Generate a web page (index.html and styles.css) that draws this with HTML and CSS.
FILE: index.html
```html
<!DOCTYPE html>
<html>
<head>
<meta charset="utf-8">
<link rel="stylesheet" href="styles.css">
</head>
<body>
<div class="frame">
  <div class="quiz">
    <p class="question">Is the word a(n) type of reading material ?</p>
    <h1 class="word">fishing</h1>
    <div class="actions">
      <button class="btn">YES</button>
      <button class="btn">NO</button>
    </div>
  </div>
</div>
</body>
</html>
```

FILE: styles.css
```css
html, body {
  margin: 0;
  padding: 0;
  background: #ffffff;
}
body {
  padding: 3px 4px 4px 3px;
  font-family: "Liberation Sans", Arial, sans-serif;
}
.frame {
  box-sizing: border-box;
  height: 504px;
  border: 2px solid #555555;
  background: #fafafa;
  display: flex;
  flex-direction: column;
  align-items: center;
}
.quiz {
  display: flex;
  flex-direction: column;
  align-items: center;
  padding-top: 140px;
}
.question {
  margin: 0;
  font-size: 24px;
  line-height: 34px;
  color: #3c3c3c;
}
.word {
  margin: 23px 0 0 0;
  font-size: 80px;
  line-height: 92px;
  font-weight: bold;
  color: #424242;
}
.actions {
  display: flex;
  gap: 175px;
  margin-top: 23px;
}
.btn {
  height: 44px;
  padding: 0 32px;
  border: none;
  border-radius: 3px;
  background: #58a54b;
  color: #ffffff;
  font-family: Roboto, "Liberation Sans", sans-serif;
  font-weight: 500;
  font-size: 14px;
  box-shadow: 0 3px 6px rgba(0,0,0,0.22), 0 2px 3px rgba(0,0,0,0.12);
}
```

...

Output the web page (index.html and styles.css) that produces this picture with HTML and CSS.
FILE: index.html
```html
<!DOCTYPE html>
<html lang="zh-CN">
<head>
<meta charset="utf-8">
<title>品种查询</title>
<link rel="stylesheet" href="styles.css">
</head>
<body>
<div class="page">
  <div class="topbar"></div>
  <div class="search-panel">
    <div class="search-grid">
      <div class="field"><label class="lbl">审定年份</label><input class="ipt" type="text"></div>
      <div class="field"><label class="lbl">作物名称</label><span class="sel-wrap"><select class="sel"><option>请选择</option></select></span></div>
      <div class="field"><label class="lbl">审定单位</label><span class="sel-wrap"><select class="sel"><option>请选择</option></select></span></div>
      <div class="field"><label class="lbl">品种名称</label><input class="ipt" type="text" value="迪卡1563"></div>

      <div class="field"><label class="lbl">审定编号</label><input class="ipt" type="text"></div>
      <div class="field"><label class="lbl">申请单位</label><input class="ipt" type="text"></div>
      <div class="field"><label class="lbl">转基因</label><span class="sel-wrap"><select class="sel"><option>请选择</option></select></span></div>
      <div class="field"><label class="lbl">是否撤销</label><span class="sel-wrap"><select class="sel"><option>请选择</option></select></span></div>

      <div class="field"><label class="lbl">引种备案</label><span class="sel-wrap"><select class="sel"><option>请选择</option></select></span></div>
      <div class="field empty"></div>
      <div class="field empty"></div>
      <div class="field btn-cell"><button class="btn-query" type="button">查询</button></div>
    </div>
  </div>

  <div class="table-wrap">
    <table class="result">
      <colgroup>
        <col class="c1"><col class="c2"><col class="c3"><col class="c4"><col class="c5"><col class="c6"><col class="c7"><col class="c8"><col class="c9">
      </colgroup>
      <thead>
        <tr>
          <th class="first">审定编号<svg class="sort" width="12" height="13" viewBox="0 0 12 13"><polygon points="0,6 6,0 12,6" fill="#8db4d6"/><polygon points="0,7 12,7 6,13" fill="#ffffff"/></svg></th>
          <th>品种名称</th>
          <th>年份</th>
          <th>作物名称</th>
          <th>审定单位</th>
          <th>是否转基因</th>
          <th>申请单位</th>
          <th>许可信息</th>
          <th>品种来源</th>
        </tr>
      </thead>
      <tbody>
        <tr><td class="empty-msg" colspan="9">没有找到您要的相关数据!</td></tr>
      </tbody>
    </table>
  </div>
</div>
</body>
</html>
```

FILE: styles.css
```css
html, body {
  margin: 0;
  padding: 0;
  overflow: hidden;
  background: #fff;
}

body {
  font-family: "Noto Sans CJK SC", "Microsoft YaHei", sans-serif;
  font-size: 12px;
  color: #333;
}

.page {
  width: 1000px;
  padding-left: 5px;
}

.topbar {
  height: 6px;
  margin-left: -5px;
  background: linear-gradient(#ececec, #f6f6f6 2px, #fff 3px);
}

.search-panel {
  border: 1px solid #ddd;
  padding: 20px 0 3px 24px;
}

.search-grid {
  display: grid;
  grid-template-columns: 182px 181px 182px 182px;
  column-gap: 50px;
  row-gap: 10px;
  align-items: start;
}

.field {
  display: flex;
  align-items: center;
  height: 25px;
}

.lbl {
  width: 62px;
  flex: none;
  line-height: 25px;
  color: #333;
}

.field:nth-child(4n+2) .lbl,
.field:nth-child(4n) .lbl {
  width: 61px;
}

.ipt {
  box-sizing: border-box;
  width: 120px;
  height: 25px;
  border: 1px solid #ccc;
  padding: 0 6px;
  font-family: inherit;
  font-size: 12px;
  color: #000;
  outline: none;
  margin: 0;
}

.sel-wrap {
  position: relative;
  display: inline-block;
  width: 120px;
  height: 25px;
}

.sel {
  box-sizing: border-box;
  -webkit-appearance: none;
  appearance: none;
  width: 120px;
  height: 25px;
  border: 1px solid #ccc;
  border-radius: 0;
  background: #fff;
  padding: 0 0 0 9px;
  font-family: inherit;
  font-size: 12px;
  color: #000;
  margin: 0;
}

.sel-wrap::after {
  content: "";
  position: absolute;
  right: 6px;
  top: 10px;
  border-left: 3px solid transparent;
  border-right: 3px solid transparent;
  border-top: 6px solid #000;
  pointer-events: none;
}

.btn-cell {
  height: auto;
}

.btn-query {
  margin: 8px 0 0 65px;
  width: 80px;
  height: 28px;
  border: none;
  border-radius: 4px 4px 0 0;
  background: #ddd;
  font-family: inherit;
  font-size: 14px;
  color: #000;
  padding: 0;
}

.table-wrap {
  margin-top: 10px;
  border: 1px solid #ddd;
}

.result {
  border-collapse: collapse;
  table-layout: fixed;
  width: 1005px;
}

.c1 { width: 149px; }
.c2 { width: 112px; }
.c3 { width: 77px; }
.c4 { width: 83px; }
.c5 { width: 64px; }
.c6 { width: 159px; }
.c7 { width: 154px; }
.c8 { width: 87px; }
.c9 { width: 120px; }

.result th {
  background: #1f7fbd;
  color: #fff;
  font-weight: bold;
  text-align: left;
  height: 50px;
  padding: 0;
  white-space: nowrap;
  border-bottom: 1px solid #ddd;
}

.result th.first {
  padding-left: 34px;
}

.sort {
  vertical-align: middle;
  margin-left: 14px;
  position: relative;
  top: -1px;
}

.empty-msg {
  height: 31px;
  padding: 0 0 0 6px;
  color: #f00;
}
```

◆ Task description
Scan the lines for the string "page". Pick out every line that has it.

◆ Task response
Generate a web page (index.html and styles.css) that draws this with HTML and CSS.
Output the web page (index.html and styles.css) that produces this picture with HTML and CSS.
<div class="page">
.page {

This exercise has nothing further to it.